### Exercise goal
Write the material out again, line by line, exactly as it is.

'''

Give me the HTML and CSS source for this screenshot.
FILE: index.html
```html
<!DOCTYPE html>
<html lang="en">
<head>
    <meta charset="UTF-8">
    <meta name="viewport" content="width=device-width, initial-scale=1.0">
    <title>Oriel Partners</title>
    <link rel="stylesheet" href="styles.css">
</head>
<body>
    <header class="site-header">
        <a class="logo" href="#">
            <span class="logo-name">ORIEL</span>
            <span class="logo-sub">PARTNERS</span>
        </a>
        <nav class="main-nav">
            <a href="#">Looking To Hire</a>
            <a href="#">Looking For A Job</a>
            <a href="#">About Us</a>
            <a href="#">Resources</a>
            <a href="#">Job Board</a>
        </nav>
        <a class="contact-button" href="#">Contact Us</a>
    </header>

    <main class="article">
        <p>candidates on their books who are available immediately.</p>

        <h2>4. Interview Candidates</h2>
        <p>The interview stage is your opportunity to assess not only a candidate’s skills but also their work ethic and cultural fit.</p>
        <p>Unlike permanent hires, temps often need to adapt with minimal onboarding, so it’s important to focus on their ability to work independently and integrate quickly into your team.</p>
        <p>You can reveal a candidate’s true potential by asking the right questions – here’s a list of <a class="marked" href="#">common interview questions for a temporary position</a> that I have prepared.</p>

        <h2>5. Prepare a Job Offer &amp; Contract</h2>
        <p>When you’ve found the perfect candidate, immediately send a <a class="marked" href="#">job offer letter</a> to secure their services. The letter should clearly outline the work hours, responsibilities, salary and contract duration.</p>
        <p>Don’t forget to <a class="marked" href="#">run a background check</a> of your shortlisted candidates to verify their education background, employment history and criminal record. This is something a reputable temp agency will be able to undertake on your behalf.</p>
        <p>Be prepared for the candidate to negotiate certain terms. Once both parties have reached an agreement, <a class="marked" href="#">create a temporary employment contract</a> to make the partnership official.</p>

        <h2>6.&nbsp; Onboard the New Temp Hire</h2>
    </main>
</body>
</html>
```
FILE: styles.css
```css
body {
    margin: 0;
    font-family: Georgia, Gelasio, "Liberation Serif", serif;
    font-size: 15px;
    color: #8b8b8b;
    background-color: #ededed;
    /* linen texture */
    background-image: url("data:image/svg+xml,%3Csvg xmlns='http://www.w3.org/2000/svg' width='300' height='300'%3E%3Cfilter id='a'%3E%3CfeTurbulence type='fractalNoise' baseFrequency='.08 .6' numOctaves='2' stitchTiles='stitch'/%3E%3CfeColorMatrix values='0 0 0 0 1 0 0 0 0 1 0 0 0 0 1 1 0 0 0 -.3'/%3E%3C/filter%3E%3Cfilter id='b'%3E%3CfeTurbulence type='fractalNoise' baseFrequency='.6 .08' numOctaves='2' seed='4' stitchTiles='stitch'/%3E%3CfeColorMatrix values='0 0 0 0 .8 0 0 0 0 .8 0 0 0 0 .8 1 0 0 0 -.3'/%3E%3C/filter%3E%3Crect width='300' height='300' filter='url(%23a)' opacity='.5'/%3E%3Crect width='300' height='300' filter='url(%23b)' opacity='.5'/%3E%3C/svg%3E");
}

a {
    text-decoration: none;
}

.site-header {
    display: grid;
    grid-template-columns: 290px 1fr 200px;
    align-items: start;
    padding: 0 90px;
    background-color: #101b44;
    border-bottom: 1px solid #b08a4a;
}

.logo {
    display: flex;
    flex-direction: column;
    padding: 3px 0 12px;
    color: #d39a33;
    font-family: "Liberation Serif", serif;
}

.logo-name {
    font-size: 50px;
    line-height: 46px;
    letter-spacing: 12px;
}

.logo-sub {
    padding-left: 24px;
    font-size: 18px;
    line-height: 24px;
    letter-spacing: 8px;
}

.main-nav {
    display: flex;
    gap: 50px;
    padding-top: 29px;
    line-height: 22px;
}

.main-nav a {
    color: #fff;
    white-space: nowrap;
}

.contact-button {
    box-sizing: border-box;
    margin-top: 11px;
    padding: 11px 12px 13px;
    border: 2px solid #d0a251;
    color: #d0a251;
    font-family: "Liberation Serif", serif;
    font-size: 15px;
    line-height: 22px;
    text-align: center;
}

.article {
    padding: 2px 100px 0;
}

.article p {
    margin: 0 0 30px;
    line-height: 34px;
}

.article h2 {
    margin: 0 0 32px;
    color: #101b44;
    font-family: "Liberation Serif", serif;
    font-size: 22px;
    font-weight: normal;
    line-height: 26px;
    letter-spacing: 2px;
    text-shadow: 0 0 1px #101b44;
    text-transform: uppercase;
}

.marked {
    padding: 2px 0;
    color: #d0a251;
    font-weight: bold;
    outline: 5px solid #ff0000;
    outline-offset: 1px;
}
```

'''

### Solution to this problem
Give me the HTML and CSS source for this screenshot.
FILE: index.html
```html
<!DOCTYPE html>
<html lang="en">
<head>
    <meta charset="UTF-8">
    <meta name="viewport" content="width=device-width, initial-scale=1.0">
    <title>Oriel Partners</title>
    <link rel="stylesheet" href="styles.css">
</head>
<body>
    <header class="site-header">
        <a class="logo" href="#">
            <span class="logo-name">ORIEL</span>
            <span class="logo-sub">PARTNERS</span>
        </a>
        <nav class="main-nav">
            <a href="#">Looking To Hire</a>
            <a href="#">Looking For A Job</a>
            <a href="#">About Us</a>
            <a href="#">Resources</a>
            <a href="#">Job Board</a>
        </nav>
        <a class="contact-button" href="#">Contact Us</a>
    </header>

    <main class="article">
        <p>candidates on their books who are available immediately.</p>

        <h2>4. Interview Candidates</h2>
        <p>The interview stage is your opportunity to assess not only a candidate’s skills but also their work ethic and cultural fit.</p>
        <p>Unlike permanent hires, temps often need to adapt with minimal onboarding, so it’s important to focus on their ability to work independently and integrate quickly into your team.</p>
        <p>You can reveal a candidate’s true potential by asking the right questions – here’s a list of <a class="marked" href="#">common interview questions for a temporary position</a> that I have prepared.</p>

        <h2>5. Prepare a Job Offer &amp; Contract</h2>
        <p>When you’ve found the perfect candidate, immediately send a <a class="marked" href="#">job offer letter</a> to secure their services. The letter should clearly outline the work hours, responsibilities, salary and contract duration.</p>
        <p>Don’t forget to <a class="marked" href="#">run a background check</a> of your shortlisted candidates to verify their education background, employment history and criminal record. This is something a reputable temp agency will be able to undertake on your behalf.</p>
        <p>Be prepared for the candidate to negotiate certain terms. Once both parties have reached an agreement, <a class="marked" href="#">create a temporary employment contract</a> to make the partnership official.</p>

        <h2>6.&nbsp; Onboard the New Temp Hire</h2>
    </main>
</body>
</html>
```
FILE: styles.css
```css
body {
    margin: 0;
    font-family: Georgia, Gelasio, "Liberation Serif", serif;
    font-size: 15px;
    color: #8b8b8b;
    background-color: #ededed;
    /* linen texture */
    background-image: url("data:image/svg+xml,%3Csvg xmlns='http://www.w3.org/2000/svg' width='300' height='300'%3E%3Cfilter id='a'%3E%3CfeTurbulence type='fractalNoise' baseFrequency='.08 .6' numOctaves='2' stitchTiles='stitch'/%3E%3CfeColorMatrix values='0 0 0 0 1 0 0 0 0 1 0 0 0 0 1 1 0 0 0 -.3'/%3E%3C/filter%3E%3Cfilter id='b'%3E%3CfeTurbulence type='fractalNoise' baseFrequency='.6 .08' numOctaves='2' seed='4' stitchTiles='stitch'/%3E%3CfeColorMatrix values='0 0 0 0 .8 0 0 0 0 .8 0 0 0 0 .8 1 0 0 0 -.3'/%3E%3C/filter%3E%3Crect width='300' height='300' filter='url(%23a)' opacity='.5'/%3E%3Crect width='300' height='300' filter='url(%23b)' opacity='.5'/%3E%3C/svg%3E");
}

a {
    text-decoration: none;
}

.site-header {
    display: grid;
    grid-template-columns: 290px 1fr 200px;
    align-items: start;
    padding: 0 90px;
    background-color: #101b44;
    border-bottom: 1px solid #b08a4a;
}

.logo {
    display: flex;
    flex-direction: column;
    padding: 3px 0 12px;
    color: #d39a33;
    font-family: "Liberation Serif", serif;
}

.logo-name {
    font-size: 50px;
    line-height: 46px;
    letter-spacing: 12px;
}

.logo-sub {
    padding-left: 24px;
    font-size: 18px;
    line-height: 24px;
    letter-spacing: 8px;
}

.main-nav {
    display: flex;
    gap: 50px;
    padding-top: 29px;
    line-height: 22px;
}

.main-nav a {
    color: #fff;
    white-space: nowrap;
}

.contact-button {
    box-sizing: border-box;
    margin-top: 11px;
    padding: 11px 12px 13px;
    border: 2px solid #d0a251;
    color: #d0a251;
    font-family: "Liberation Serif", serif;
    font-size: 15px;
    line-height: 22px;
    text-align: center;
}

.article {
    padding: 2px 100px 0;
}

.article p {
    margin: 0 0 30px;
    line-height: 34px;
}

.article h2 {
    margin: 0 0 32px;
    color: #101b44;
    font-family: "Liberation Serif", serif;
    font-size: 22px;
    font-weight: normal;
    line-height: 26px;
    letter-spacing: 2px;
    text-shadow: 0 0 1px #101b44;
    text-transform: uppercase;
}

.marked {
    padding: 2px 0;
    color: #d0a251;
    font-weight: bold;
    outline: 5px solid #ff0000;
    outline-offset: 1px;
}
```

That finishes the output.